> [EXERCISE]: From the listing below, pull each line that includes "components".

>> BEGIN DATA EXCERPT

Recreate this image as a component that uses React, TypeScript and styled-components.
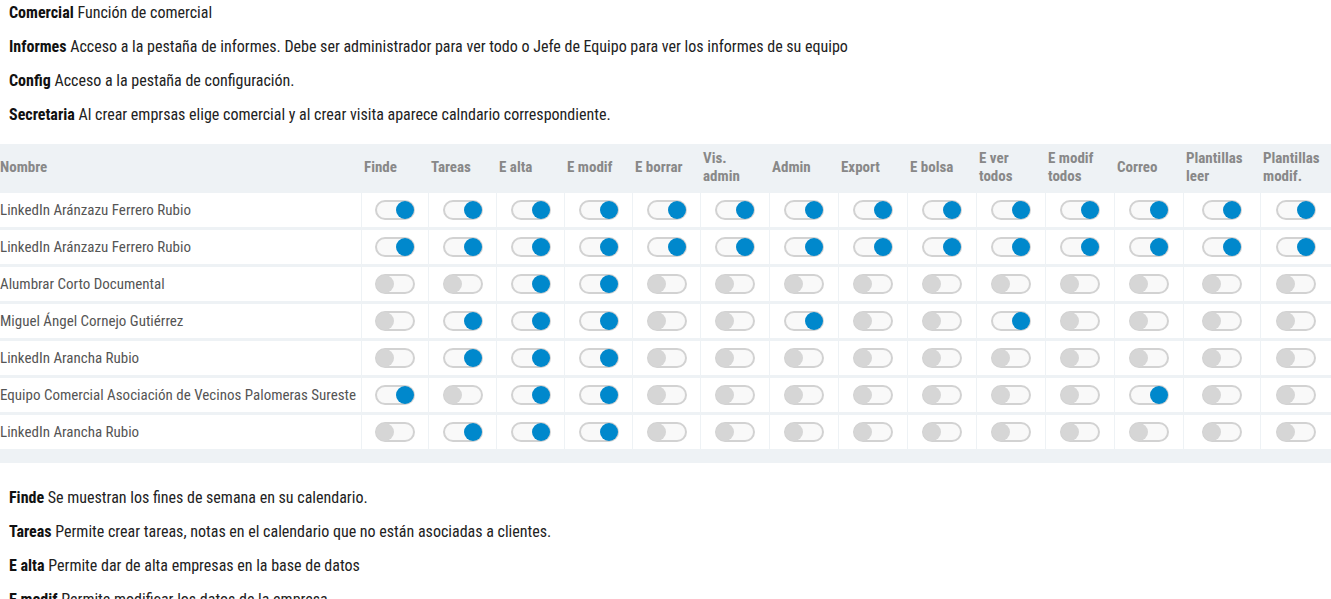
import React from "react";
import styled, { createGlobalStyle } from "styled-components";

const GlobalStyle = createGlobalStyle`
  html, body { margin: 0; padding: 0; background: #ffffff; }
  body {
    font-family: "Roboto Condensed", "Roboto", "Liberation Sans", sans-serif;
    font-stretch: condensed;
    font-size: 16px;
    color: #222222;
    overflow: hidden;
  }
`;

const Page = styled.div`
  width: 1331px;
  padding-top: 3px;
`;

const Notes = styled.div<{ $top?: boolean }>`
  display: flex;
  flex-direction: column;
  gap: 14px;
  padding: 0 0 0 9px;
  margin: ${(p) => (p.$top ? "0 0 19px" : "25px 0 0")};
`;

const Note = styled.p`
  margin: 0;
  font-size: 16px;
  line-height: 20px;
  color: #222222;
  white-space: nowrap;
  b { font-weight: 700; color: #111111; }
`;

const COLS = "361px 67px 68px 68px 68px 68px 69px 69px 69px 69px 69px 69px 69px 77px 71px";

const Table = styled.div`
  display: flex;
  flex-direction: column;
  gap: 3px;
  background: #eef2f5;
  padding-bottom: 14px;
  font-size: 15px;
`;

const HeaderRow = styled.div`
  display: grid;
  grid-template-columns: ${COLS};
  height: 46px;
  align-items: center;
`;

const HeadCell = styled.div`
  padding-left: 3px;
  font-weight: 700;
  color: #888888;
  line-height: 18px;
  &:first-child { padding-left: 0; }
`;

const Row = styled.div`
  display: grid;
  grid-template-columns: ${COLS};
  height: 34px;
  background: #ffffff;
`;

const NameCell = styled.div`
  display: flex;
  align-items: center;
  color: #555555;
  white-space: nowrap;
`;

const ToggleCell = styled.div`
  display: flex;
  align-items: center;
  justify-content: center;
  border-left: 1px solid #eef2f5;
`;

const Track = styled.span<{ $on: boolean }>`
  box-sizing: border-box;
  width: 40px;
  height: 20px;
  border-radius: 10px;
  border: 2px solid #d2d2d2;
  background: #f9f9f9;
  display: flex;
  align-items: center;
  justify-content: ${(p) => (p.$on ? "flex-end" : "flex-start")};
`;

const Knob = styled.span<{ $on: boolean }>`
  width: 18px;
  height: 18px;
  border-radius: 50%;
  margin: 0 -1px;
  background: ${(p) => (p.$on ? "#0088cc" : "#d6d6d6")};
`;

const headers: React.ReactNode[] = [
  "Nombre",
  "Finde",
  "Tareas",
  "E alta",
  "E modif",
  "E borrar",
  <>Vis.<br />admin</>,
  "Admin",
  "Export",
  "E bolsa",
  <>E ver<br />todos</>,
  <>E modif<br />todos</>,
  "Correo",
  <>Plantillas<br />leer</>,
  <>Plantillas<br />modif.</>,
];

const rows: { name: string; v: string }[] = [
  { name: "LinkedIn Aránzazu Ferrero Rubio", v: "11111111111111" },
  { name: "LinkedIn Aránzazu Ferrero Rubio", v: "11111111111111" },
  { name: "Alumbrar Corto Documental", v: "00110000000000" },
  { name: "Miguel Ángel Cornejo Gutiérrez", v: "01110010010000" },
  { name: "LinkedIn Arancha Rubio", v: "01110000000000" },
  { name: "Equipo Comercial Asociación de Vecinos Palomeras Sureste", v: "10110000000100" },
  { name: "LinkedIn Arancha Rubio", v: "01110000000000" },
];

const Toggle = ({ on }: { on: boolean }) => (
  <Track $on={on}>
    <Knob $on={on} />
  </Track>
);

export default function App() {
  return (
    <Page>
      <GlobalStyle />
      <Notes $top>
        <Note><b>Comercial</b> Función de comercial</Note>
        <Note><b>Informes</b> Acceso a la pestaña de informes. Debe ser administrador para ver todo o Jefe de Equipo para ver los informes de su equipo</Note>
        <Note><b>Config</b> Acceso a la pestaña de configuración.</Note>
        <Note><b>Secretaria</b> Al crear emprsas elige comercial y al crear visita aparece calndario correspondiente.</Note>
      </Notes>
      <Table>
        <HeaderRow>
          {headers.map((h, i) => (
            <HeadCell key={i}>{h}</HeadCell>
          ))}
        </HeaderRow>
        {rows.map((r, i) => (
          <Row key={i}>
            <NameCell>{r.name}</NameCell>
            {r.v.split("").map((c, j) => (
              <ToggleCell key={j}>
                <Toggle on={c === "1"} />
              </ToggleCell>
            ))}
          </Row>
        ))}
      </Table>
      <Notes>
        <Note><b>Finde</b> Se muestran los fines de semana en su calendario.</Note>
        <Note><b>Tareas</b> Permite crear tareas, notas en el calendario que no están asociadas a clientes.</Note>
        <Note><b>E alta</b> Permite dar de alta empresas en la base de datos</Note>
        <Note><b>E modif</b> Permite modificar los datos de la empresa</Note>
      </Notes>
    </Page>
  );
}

>> END DATA EXCERPT

> [REPLY TO THE EXERCISE]:
Recreate this image as a component that uses React, TypeScript and styled-components.
import styled, { createGlobalStyle } from "styled-components";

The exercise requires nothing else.